Dosen FISIP Unair itu pun menilai, hal tersebut adalah salah kaprah. Bahkan disebutnya sebagai upaya mengerdilkan dimensi etis dari tuntutan masyarakat sipil tersebut. Perihal aksi tandingan, menurutnya hal tersebut respon biasa pada politik atau ketika kekuatan kelompok merasa tertekan dengan gagasan untuk memperbaiki keadaan yang diinisiasi oleh masyarakat sipil.
"Yang memunculkan kepanikan, akhirnya mencoba mencari siapa yang bisa dijadikan instrumen untuk menghalangi pengaruh efek besar dari gerakan berdimensi politik etik ini," ujarnya.

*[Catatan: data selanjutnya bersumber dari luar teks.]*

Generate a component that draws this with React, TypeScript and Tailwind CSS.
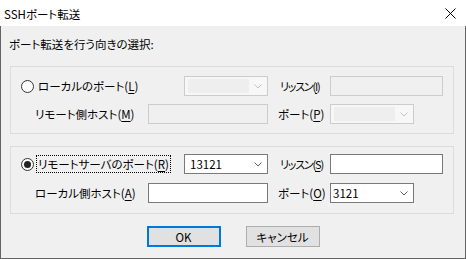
import React from 'react';

const font = "font-['Noto_Sans_CJK_JP','Noto_Sans',sans-serif] [font-feature-settings:'palt']";

const Chevron = ({ disabled }: { disabled?: boolean }) => (
  <svg width="8" height="5" viewBox="0 0 8 5" className="ml-auto mr-[5px] shrink-0">
    <path d="M0.5 0.5 L4 4 L7.5 0.5" fill="none" stroke={disabled ? '#c4c4c4' : '#606060'} strokeWidth="1" />
  </svg>
);

const Combo = ({ disabled, value, edit }: { disabled?: boolean; value?: string; edit?: boolean }) => {
  if (disabled) {
    return (
      <div className="flex h-[20px] w-[84px] shrink-0 items-center border border-[#cccccc] bg-[#f7f7f7]">
        <div className="ml-[3px] h-[14px] w-[61px] bg-[#eeeeee]" />
        <Chevron disabled />
      </div>
    );
  }
  return (
    <div className="flex h-[20px] w-[84px] shrink-0 items-center border border-[#7a7a7a] bg-white">
      <span className={edit ? 'pl-[5px]' : 'pl-[2px]'}>{value}</span>
      <Chevron />
    </div>
  );
};

const TextBox = ({ disabled, w }: { disabled?: boolean; w: 'short' | 'long' }) => (
  <div
    className={`h-[20px] shrink-0 border ${w === 'long' ? 'w-[120px]' : 'w-[113px]'} ${
      disabled ? 'border-[#cccccc] bg-[#f0f0f0]' : 'border-[#7a7a7a] bg-white'
    }`}
  />
);

const Radio = ({ checked }: { checked?: boolean }) => (
  <span className="flex h-[13px] w-[13px] shrink-0 items-center justify-center rounded-full border border-[#333333] bg-white">
    {checked && <span className="h-[7px] w-[7px] rounded-full bg-[#222222]" />}
  </span>
);

const Key = ({ k }: { k: string }) => (
  <>
    (<span className="underline underline-offset-[2px]">{k}</span>)
  </>
);

export default function App() {
  return (
    <div className={`flex h-[259px] w-[466px] flex-col overflow-hidden whitespace-nowrap bg-[#f0f0f0] text-[11.5px] leading-[16px] text-black ${font}`}>
      {/* title bar */}
      <div className="flex h-[26px] shrink-0 items-center bg-white pl-[4px] pt-[1px]">
        <span>SSHポート転送</span>
        <svg width="11" height="11" viewBox="0 0 11 11" className="ml-auto mr-[10px]">
          <path d="M0.5 0.5 L10.5 10.5 M10.5 0.5 L0.5 10.5" stroke="#000" strokeWidth="1" />
        </svg>
      </div>

      <div className="flex flex-1 flex-col border-x border-b border-[#646464]">
        <div className="ml-[8px] mt-[10px]">ポート転送を行う向きの選択:</div>

        {/* local port forwarding */}
        <div className="ml-[9px] mt-[14px] flex w-[444px] flex-col gap-[8px] border border-[#dcdcdc] pb-[9px] pl-[10px] pt-[9px]">
          <div className="flex h-[20px] items-center">
            <div className="flex w-[163px] shrink-0 items-center">
              <Radio />
              <span className="ml-[2px] border border-transparent px-[1px]">
                ローカルのポート<Key k="L" />
              </span>
            </div>
            <Combo disabled />
            <span className="ml-[12px] w-[50px] shrink-0 text-[11px] tracking-[-1.2px]">
              リッスン<Key k="I" />
            </span>
            <TextBox disabled w="short" />
          </div>
          <div className="flex h-[20px] items-center">
            <span className="w-[127px] shrink-0 pl-[14px]">
              リモート側ホスト<Key k="M" />
            </span>
            <TextBox disabled w="long" />
            <span className="ml-[10px] w-[52px] shrink-0">
              ポート<Key k="P" />
            </span>
            <Combo disabled />
          </div>
        </div>

        {/* remote port forwarding */}
        <div className="ml-[9px] mt-[12px] flex w-[444px] flex-col gap-[9px] border border-[#dcdcdc] pb-[10px] pl-[10px] pt-[7px]">
          <div className="flex h-[20px] items-center">
            <div className="flex w-[163px] shrink-0 items-center">
              <Radio checked />
              <span className="ml-[2px] border border-dotted border-black px-[1px]">
                リモートサーバのポート<Key k="R" />
              </span>
            </div>
            <Combo value="13121" edit />
            <span className="ml-[12px] w-[50px] shrink-0 text-[11px] tracking-[-1.2px]">
              リッスン<Key k="S" />
            </span>
            <TextBox w="short" />
          </div>
          <div className="flex h-[20px] items-center">
            <span className="w-[127px] shrink-0 pl-[14px]">
              ローカル側ホスト<Key k="A" />
            </span>
            <TextBox w="long" />
            <span className="ml-[10px] w-[52px] shrink-0">
              ポート<Key k="O" />
            </span>
            <Combo value="3121" />
          </div>
        </div>

        <div className="mt-[12px] flex justify-center gap-[25px]">
          <button className="flex h-[21px] w-[74px] items-center justify-center border-2 border-[#0078d7] bg-[#e1e1e1]">
            OK
          </button>
          <button className="flex h-[21px] w-[74px] items-center justify-center border border-[#adadad] bg-[#e1e1e1]">
            キャンセル
          </button>
        </div>
      </div>
    </div>
  );
}
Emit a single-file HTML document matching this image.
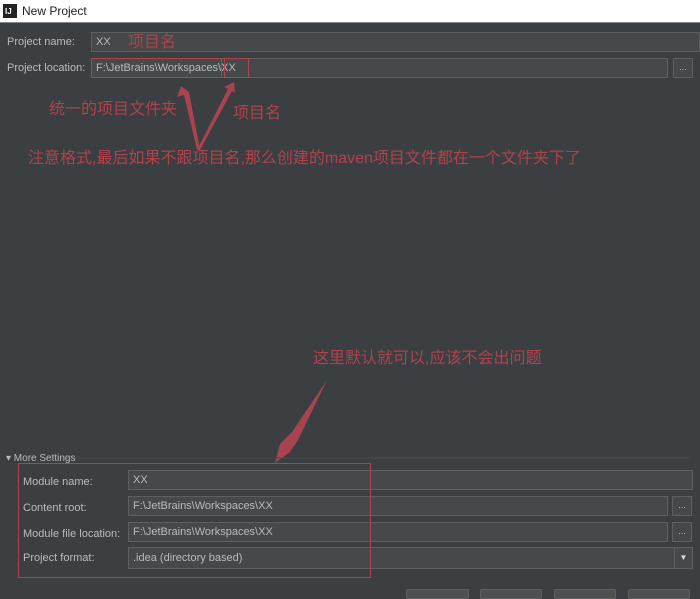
<!DOCTYPE html>
<html><head><meta charset="utf-8"><style>
*{margin:0;padding:0;box-sizing:border-box}
body{width:700px;height:593px;overflow:hidden;background:#3c3f41;font-family:"Liberation Sans","Noto Sans CJK SC",sans-serif;font-size:11px;color:#bbbbbb;position:relative}
.t{position:absolute;left:0;top:0;width:700px;height:23px;background:#fff;border-bottom:1px solid #888;color:#222;font-size:12px}
.a{position:absolute}
.f{position:absolute;background:#45494a;border:1px solid #5e6060;color:#bbb;padding-left:4px;line-height:18px;font-size:11px}
.b{position:absolute;width:20px;height:20px;background:#45494a;border:1px solid #5e6060;color:#bbb;text-align:center;font-size:9px;line-height:16px}
.r{color:#b0424e;font-size:16px;position:absolute;line-height:18px}
.red{position:absolute;border:1px solid #b0424e}
.btn{position:absolute;top:589px;height:10px;background:#4c5052;border:1px solid #5e6060;border-radius:2px}
</style></head><body>
<div class="t"><div class="a" style="left:3px;top:4px;width:14px;height:14px;background:#222;color:#fff;font-size:8px;font-weight:bold;line-height:16px;padding-left:2px">IJ</div><div class="a" style="left:22px;top:4px">New Project</div></div>
<div class="a" style="left:7px;top:36px">Project name:</div>
<div class="f" style="left:91px;top:32px;width:609px;height:20px">XX</div>
<div class="r" style="left:128px;top:34px">项目名</div>
<div class="a" style="left:7px;top:62px">Project location:</div>
<div class="f" style="left:91px;top:58px;width:577px;height:20px">F:\JetBrains\Workspaces\XX</div>
<div class="b" style="left:673px;top:58px">...</div>
<div class="red" style="left:91px;top:58px;width:131px;height:20px"></div>
<div class="red" style="left:224px;top:58px;width:25px;height:20px"></div>
<div class="r" style="left:49px;top:101px">统一的项目文件夹</div>
<div class="r" style="left:233px;top:105px">项目名</div>
<div class="r" style="left:28px;top:150px">注意格式,最后如果不跟项目名,那么创建的maven项目文件都在一个文件夹下了</div>
<div class="r" style="left:313px;top:350px">这里默认就可以,应该不会出问题</div>
<svg class="a" style="left:0;top:0" width="700" height="593">
<polygon points="181,86 177,97 184,95 197,150 200,150 189,92" fill="#a8434f"/>
<polygon points="234,82 224,87 228,89 197,150 200,150 232,91 235,93" fill="#a8434f"/>
<polygon points="327,380 292,432 280,444 275,463 290,452 298,440" fill="#a8434f"/>
<line x1="50" y1="458" x2="690" y2="458" stroke="#4a4d4f"/>
</svg>
<div class="a" style="left:6px;top:453px;font-size:10px">▾ More Settings</div>
<div class="a" style="left:23px;top:476px">Module name:</div>
<div class="f" style="left:128px;top:470px;width:565px;height:20px">XX</div>
<div class="a" style="left:23px;top:502px">Content root:</div>
<div class="f" style="left:128px;top:496px;width:540px;height:20px">F:\JetBrains\Workspaces\XX</div>
<div class="b" style="left:672px;top:496px">...</div>
<div class="a" style="left:23px;top:528px">Module file location:</div>
<div class="f" style="left:128px;top:522px;width:540px;height:20px">F:\JetBrains\Workspaces\XX</div>
<div class="b" style="left:672px;top:522px">...</div>
<div class="a" style="left:23px;top:552px">Project format:</div>
<div class="f" style="left:128px;top:547px;width:565px;height:22px;line-height:20px">.idea (directory based)</div>
<div class="a" style="left:674px;top:548px;width:18px;height:20px;border-left:1px solid #5e6060;color:#ddd;font-size:8px;text-align:center;line-height:20px">▼</div>
<div class="red" style="left:18px;top:463px;width:353px;height:115px"></div>
<div class="btn" style="left:406px;width:63px"></div>
<div class="btn" style="left:480px;width:62px"></div>
<div class="btn" style="left:554px;width:62px"></div>
<div class="btn" style="left:628px;width:62px"></div>
</body></html>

Sebelumnya, sejumlah sivitas akademika kampus juga menyampaikan keprihatinan pada kondisi perpolitikan nasional. Pernyataan sikap kampus merespons kondisi politik nasional pertama kali disampaikan Universitas Gadjah Mada (UGM) Yogyakarta. Aksi UGM kemudian disusul pernyataan sikap dari Universitas Islam Indonesia (UII) Yogyakarta.